## Task objective
Find and copy lines holding "styles".
—————
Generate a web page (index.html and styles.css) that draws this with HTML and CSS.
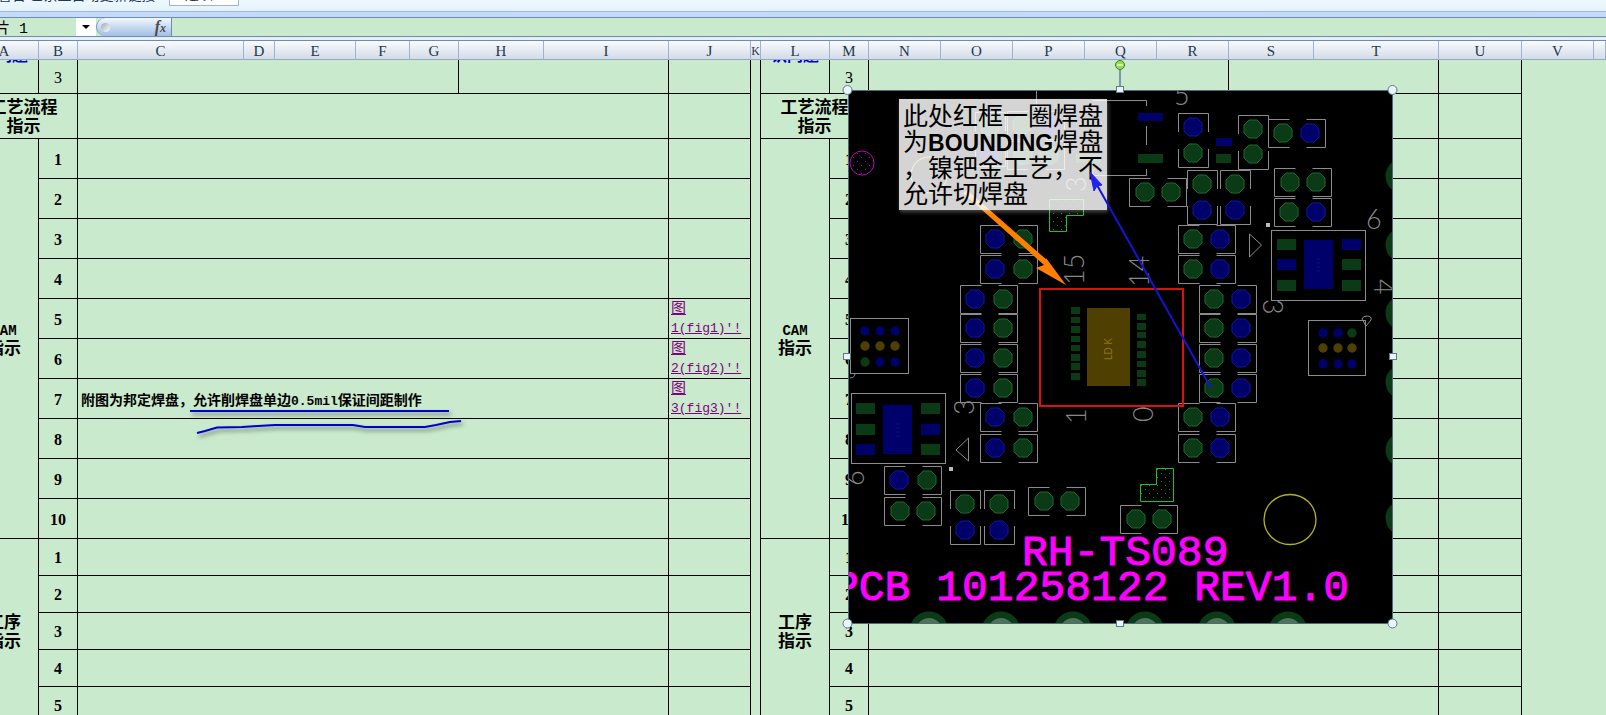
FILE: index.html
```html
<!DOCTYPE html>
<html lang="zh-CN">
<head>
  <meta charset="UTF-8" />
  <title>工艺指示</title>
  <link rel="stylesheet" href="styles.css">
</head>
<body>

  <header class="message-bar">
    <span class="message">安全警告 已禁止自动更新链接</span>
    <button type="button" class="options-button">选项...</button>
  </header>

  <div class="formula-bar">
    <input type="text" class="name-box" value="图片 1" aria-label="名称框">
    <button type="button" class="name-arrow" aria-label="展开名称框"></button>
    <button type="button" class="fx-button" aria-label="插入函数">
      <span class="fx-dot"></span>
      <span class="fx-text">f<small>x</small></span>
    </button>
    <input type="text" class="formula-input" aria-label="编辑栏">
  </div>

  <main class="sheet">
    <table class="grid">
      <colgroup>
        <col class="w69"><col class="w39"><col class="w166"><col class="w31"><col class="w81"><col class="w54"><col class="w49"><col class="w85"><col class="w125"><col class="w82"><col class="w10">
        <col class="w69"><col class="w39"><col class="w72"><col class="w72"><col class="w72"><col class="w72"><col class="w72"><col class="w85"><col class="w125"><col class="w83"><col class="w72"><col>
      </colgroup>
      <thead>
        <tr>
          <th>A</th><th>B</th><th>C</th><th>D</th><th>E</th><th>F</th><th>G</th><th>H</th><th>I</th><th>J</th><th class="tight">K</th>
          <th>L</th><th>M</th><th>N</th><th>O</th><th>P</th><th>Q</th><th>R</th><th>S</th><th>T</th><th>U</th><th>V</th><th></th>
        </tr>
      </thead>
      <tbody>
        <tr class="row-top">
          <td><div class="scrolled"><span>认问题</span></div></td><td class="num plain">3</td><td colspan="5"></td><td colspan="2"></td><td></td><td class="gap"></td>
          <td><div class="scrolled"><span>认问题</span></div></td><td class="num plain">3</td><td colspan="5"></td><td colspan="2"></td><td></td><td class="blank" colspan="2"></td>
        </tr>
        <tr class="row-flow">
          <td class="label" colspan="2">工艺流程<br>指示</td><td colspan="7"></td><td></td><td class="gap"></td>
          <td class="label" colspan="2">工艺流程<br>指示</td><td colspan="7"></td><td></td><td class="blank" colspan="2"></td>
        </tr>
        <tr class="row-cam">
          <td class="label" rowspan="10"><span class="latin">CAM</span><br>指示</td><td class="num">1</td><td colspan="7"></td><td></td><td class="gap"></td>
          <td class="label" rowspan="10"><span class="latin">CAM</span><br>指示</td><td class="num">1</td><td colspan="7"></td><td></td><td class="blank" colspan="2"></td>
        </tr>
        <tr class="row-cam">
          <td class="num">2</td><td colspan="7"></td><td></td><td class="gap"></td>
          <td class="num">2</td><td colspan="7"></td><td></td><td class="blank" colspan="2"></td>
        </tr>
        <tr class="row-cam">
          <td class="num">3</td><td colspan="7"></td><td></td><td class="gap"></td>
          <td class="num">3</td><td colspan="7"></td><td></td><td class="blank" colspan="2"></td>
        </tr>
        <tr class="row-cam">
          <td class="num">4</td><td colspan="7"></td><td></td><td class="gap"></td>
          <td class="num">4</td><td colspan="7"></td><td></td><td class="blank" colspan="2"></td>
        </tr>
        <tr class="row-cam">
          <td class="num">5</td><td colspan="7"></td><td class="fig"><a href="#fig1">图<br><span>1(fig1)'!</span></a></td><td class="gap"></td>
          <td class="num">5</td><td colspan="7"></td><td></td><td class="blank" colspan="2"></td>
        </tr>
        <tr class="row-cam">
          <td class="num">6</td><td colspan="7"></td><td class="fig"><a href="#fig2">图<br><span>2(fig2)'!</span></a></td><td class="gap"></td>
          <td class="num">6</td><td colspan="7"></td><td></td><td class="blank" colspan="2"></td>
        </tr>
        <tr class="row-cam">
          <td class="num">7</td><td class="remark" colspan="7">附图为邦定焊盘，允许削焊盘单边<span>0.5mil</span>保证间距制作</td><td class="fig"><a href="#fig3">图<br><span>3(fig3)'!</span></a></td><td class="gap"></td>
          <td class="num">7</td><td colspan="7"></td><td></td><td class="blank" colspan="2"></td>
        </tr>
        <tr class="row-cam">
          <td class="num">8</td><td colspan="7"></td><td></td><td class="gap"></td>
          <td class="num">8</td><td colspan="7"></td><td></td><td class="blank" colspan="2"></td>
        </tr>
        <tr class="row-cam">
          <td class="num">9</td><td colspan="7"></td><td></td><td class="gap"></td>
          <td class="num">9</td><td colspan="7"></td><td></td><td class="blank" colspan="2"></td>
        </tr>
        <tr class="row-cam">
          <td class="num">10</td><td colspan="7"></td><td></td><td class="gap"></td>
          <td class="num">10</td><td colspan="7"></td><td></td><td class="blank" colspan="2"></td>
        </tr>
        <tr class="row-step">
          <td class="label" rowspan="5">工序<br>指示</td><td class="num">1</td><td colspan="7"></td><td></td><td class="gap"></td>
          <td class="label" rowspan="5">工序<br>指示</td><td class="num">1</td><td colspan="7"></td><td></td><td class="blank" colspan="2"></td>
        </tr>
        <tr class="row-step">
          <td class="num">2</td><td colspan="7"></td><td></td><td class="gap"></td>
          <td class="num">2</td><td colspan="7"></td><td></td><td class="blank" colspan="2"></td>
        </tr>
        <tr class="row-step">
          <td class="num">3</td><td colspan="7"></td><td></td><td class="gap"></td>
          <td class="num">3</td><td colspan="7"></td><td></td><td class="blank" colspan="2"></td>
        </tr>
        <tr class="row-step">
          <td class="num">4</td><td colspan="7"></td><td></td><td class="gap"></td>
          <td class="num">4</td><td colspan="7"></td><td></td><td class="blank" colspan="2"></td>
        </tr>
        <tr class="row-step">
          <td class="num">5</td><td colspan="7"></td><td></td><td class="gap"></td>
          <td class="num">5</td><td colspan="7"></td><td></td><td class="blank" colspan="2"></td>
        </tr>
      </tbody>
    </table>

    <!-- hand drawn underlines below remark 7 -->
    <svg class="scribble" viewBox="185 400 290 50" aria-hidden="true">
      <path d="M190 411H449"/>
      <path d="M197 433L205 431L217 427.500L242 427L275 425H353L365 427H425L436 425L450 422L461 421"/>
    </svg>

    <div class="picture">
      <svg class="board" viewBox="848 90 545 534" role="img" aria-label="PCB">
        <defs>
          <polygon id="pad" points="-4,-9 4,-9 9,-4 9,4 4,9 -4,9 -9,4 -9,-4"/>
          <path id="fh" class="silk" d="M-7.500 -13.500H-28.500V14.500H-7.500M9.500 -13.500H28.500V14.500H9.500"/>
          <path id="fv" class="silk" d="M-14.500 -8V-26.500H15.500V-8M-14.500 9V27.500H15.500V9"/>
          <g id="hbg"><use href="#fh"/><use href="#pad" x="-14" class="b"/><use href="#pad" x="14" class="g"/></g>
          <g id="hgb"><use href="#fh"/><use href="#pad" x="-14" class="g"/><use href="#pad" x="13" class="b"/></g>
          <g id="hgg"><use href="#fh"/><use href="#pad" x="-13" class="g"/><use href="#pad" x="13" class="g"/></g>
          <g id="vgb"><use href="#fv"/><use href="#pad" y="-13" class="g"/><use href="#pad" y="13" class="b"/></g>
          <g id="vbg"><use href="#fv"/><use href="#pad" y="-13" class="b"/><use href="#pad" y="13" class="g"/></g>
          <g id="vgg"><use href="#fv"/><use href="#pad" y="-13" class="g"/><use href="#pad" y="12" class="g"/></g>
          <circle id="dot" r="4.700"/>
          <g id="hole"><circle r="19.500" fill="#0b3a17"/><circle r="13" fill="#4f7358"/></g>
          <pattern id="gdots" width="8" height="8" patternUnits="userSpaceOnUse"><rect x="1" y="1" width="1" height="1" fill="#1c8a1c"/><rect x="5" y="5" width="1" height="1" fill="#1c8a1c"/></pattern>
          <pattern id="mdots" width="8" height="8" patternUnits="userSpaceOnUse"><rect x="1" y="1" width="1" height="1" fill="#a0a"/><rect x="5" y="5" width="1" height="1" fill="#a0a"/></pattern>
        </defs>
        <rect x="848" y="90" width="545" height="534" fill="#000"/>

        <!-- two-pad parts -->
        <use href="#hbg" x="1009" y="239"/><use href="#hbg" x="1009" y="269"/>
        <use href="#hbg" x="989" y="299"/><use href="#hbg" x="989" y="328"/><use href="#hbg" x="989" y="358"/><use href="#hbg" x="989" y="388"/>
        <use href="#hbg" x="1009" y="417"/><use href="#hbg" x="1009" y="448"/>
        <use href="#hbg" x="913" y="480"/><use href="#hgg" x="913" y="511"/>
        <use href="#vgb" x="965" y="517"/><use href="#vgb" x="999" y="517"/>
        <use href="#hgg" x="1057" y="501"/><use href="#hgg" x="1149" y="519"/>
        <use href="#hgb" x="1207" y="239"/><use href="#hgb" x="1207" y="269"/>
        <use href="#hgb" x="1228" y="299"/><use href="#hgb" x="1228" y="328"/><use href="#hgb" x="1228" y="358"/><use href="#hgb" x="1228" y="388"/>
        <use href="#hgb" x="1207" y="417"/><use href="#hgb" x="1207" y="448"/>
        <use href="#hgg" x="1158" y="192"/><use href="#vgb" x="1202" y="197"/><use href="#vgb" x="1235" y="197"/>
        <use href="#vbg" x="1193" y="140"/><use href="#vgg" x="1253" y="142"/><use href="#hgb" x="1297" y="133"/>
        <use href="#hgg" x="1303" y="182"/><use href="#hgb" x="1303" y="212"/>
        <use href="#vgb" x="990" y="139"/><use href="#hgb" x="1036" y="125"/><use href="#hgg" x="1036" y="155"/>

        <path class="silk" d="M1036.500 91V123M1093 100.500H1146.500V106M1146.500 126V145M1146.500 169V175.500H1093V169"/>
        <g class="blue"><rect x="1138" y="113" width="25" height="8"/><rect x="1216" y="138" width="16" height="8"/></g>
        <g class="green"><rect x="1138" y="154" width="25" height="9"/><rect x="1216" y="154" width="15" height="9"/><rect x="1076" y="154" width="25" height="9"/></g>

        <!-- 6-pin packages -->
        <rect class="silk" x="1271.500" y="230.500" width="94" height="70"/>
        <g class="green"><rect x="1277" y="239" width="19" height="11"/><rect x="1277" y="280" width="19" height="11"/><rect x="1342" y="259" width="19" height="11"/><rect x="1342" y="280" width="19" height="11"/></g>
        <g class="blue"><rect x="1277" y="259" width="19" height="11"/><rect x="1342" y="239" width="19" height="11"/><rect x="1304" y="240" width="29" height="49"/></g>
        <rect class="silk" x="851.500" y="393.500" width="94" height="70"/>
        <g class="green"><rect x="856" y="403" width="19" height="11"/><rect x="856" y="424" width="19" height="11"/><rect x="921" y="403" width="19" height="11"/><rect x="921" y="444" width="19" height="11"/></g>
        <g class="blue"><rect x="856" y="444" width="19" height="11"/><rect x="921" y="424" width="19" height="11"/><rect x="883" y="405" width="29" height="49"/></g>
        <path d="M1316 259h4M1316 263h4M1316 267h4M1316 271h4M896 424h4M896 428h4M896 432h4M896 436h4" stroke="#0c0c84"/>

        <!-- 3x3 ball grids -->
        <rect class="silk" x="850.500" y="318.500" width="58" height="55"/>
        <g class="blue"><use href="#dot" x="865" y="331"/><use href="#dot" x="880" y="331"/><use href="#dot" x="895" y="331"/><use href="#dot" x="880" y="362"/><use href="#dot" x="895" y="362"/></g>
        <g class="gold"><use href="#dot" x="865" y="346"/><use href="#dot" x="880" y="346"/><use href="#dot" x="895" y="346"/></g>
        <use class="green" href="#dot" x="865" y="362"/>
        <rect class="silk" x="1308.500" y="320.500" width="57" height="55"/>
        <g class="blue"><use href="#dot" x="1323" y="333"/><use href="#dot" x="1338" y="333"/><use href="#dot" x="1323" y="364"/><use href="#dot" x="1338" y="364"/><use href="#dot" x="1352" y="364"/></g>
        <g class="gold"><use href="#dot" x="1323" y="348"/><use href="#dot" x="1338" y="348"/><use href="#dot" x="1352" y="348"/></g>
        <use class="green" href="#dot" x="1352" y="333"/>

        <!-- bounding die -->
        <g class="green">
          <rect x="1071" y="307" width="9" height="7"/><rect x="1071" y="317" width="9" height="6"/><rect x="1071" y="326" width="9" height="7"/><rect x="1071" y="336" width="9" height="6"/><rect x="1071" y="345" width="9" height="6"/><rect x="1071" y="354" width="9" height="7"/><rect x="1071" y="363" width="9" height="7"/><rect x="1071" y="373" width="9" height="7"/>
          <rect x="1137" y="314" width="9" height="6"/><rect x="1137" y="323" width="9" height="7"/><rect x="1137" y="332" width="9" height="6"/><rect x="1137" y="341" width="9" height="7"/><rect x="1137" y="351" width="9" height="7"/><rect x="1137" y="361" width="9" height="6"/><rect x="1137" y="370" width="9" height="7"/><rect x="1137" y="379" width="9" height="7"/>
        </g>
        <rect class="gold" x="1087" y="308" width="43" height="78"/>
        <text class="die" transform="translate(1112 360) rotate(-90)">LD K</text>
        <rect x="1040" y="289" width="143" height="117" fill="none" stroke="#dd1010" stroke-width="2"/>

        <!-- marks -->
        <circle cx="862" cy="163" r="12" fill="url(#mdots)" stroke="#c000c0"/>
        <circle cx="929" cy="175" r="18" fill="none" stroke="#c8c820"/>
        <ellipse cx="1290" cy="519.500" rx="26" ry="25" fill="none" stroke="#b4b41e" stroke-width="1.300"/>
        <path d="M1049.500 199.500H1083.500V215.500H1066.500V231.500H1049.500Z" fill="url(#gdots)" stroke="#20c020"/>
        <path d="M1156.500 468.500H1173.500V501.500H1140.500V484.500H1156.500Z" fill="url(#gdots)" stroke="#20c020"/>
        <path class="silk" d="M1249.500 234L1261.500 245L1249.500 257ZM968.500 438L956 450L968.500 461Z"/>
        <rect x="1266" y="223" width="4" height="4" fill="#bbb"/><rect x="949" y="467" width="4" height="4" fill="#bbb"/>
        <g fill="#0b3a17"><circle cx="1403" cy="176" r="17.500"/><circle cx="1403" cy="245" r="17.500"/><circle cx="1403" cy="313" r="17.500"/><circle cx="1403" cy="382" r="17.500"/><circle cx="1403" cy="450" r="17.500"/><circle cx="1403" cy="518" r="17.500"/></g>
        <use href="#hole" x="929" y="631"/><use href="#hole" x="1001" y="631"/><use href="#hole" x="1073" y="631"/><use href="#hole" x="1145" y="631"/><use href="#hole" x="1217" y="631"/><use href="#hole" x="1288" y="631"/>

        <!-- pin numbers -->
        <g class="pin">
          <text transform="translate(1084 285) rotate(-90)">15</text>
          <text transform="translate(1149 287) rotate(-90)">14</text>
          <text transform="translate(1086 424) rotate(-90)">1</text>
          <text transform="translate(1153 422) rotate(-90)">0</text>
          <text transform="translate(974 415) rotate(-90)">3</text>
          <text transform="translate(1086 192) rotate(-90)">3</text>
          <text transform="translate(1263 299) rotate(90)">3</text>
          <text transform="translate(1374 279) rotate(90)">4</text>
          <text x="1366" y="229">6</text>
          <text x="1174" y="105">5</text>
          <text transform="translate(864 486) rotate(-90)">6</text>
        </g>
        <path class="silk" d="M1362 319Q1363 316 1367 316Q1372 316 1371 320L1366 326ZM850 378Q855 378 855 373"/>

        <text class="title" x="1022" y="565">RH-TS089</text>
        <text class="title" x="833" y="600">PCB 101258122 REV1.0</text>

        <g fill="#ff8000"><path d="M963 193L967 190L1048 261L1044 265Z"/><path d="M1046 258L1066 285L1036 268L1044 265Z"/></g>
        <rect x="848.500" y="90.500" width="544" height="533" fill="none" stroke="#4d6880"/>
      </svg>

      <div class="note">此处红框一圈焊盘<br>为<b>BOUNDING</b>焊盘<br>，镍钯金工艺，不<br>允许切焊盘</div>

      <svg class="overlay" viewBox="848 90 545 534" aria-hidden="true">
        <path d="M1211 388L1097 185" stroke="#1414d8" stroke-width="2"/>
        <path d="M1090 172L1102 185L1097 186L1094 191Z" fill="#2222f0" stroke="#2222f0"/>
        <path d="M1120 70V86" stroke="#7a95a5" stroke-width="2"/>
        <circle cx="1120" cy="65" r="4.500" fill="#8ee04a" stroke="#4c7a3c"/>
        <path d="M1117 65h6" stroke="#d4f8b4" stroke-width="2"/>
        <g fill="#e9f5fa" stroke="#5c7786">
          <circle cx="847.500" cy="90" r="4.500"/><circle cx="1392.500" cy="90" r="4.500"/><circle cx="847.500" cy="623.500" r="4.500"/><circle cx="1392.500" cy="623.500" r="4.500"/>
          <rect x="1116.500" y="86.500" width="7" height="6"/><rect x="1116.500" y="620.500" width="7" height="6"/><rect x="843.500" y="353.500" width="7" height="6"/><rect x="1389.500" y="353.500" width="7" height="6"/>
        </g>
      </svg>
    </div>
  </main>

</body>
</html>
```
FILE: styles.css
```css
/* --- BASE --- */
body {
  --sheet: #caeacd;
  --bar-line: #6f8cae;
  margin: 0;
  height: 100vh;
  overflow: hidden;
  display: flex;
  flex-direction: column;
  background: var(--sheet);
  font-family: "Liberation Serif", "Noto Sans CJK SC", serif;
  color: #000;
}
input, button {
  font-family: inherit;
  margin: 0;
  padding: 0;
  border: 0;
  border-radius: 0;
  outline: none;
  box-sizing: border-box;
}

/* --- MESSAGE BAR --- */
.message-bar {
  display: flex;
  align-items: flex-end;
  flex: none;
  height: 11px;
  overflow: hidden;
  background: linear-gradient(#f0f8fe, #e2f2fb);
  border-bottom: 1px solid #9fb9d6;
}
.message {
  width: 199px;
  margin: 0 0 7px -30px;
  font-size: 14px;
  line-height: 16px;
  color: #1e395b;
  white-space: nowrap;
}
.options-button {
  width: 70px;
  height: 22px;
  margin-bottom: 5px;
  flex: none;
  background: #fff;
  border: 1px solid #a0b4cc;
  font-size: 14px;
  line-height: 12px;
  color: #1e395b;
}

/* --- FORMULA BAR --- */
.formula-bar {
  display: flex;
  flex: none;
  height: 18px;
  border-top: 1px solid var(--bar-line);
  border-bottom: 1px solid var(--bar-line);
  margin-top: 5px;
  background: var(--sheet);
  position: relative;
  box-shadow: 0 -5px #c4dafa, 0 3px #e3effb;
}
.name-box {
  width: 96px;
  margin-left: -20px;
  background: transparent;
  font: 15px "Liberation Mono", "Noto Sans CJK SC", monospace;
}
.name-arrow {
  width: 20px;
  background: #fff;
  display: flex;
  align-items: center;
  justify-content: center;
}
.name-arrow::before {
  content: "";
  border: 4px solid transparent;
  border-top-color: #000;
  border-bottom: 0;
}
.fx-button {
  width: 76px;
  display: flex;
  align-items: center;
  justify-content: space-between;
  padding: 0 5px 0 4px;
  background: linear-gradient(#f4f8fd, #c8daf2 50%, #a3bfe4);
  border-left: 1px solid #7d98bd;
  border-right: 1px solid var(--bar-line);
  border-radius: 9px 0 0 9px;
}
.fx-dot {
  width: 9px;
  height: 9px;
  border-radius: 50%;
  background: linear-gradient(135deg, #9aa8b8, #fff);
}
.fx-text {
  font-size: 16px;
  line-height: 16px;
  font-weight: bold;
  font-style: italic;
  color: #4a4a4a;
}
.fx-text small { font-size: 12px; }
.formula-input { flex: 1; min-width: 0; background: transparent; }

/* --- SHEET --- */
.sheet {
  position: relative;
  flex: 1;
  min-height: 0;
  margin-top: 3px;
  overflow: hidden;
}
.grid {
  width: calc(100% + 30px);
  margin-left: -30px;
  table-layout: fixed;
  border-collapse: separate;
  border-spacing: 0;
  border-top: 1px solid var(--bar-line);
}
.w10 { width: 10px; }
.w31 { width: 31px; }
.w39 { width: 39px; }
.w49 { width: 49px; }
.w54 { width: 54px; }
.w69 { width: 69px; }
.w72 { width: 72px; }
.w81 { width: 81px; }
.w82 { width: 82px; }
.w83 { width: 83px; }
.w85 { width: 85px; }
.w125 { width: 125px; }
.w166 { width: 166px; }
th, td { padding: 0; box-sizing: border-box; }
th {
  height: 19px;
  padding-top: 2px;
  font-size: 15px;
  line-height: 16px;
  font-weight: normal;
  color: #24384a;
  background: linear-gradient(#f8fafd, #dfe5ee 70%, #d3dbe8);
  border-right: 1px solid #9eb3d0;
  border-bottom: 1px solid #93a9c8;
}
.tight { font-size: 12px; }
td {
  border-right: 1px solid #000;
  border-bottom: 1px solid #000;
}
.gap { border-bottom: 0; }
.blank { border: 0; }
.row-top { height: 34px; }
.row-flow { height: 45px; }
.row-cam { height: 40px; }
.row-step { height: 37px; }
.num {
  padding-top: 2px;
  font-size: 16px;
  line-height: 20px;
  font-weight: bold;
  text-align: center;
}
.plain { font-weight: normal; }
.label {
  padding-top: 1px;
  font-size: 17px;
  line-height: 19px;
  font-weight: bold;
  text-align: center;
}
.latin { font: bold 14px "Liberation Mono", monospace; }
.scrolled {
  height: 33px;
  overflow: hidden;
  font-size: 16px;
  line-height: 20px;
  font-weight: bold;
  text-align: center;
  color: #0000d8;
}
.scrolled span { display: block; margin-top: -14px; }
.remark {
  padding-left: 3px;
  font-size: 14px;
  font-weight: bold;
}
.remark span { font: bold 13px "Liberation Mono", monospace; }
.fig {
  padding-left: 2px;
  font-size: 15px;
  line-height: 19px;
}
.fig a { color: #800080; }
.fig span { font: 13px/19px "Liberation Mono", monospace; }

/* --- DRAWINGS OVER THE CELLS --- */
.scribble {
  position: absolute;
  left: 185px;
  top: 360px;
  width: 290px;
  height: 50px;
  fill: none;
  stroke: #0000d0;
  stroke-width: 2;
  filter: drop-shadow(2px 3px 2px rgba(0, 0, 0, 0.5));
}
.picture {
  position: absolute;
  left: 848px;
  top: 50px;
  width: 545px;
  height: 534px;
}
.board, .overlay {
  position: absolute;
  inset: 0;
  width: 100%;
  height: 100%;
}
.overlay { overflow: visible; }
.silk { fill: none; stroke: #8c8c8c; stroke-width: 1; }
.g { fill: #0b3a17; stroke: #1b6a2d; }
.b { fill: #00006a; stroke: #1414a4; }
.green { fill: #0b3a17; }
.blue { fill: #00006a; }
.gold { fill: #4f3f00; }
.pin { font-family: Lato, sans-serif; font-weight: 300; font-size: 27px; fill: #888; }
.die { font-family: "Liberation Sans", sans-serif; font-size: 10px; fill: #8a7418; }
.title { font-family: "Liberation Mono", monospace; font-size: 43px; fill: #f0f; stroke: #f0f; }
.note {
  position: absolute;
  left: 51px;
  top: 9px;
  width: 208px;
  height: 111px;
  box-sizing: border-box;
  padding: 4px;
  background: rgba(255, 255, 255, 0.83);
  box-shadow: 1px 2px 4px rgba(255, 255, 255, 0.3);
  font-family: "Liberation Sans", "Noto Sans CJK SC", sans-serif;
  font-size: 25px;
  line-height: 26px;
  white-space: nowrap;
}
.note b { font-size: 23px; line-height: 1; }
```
—————
## Worked solution
Generate a web page (index.html and styles.css) that draws this with HTML and CSS.
  <link rel="stylesheet" href="styles.css">
FILE: styles.css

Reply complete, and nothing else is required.